- [ITEMS]:
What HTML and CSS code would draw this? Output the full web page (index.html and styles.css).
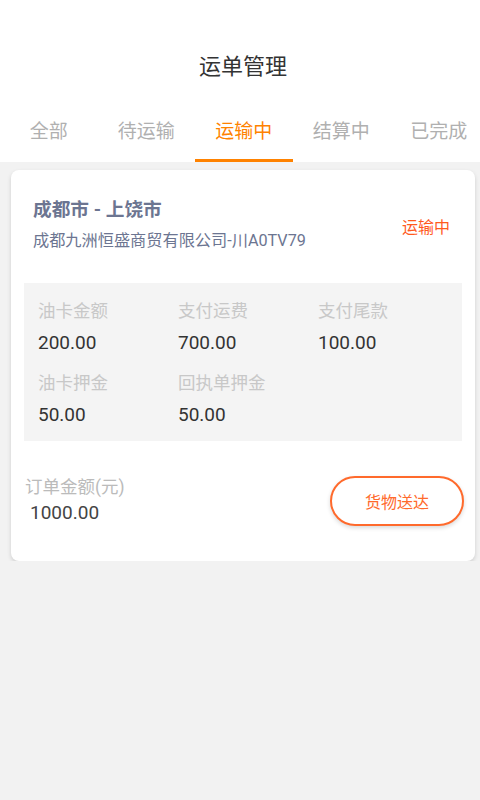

==

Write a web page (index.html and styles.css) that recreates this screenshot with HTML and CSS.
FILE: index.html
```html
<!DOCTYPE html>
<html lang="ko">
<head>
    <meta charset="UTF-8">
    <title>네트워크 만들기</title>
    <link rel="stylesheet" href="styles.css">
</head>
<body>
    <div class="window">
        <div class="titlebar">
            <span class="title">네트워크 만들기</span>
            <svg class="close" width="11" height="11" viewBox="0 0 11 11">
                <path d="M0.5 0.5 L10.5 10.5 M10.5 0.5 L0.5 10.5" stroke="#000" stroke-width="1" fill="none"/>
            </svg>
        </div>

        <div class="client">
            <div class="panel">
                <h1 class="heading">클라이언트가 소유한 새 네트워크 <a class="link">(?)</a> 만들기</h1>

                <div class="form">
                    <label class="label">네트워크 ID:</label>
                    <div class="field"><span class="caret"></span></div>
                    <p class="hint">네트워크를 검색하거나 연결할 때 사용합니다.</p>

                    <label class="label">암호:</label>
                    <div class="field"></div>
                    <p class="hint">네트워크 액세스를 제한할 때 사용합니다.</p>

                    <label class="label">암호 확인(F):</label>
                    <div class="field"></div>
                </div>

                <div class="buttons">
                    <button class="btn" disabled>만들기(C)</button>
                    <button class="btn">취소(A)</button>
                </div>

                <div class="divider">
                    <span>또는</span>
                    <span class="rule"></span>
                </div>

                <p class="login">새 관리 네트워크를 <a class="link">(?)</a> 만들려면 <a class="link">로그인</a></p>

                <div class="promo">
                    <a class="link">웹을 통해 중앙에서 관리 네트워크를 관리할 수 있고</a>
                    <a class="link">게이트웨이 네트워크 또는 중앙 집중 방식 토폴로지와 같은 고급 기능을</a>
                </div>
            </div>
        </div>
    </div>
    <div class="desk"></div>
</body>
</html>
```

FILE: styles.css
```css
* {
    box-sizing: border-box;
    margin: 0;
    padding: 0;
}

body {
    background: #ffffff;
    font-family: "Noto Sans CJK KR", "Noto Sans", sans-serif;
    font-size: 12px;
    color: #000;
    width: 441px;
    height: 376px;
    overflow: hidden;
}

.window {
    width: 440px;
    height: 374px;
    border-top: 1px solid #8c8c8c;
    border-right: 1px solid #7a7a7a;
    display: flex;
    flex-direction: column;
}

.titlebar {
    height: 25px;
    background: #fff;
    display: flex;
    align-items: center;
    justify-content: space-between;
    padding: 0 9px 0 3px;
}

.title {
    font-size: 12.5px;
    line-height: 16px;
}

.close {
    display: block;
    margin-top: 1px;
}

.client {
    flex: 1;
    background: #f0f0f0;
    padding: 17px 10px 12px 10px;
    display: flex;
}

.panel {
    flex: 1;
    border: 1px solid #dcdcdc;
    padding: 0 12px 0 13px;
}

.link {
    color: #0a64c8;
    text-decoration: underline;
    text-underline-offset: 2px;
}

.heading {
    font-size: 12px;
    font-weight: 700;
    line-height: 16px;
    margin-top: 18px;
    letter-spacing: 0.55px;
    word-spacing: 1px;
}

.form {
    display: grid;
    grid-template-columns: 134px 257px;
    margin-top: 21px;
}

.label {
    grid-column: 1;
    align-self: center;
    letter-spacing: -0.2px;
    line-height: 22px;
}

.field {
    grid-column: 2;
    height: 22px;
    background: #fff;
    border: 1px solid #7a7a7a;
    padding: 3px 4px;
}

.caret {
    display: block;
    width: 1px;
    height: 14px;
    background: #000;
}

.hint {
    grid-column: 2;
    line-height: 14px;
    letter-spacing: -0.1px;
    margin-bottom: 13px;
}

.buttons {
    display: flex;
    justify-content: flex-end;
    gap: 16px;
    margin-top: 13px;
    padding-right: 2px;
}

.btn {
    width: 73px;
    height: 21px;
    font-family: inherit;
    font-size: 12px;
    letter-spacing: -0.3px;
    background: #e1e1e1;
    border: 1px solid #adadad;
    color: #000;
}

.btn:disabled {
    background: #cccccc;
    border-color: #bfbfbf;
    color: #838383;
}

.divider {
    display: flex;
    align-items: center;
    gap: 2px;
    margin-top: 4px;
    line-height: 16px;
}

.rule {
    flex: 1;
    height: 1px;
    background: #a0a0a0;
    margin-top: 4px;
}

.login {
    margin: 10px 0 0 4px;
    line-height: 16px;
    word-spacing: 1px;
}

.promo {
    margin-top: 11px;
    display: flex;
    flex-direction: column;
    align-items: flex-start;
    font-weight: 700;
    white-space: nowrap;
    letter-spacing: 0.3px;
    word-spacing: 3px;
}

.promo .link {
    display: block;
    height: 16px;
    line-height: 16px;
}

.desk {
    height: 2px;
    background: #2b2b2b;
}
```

- [STATED TASK]: Check each line of the records for the word "page", and show the lines that contain it.

- [TASK RESULT]:
What HTML and CSS code would draw this? Output the full web page (index.html and styles.css).
Write a web page (index.html and styles.css) that recreates this screenshot with HTML and CSS.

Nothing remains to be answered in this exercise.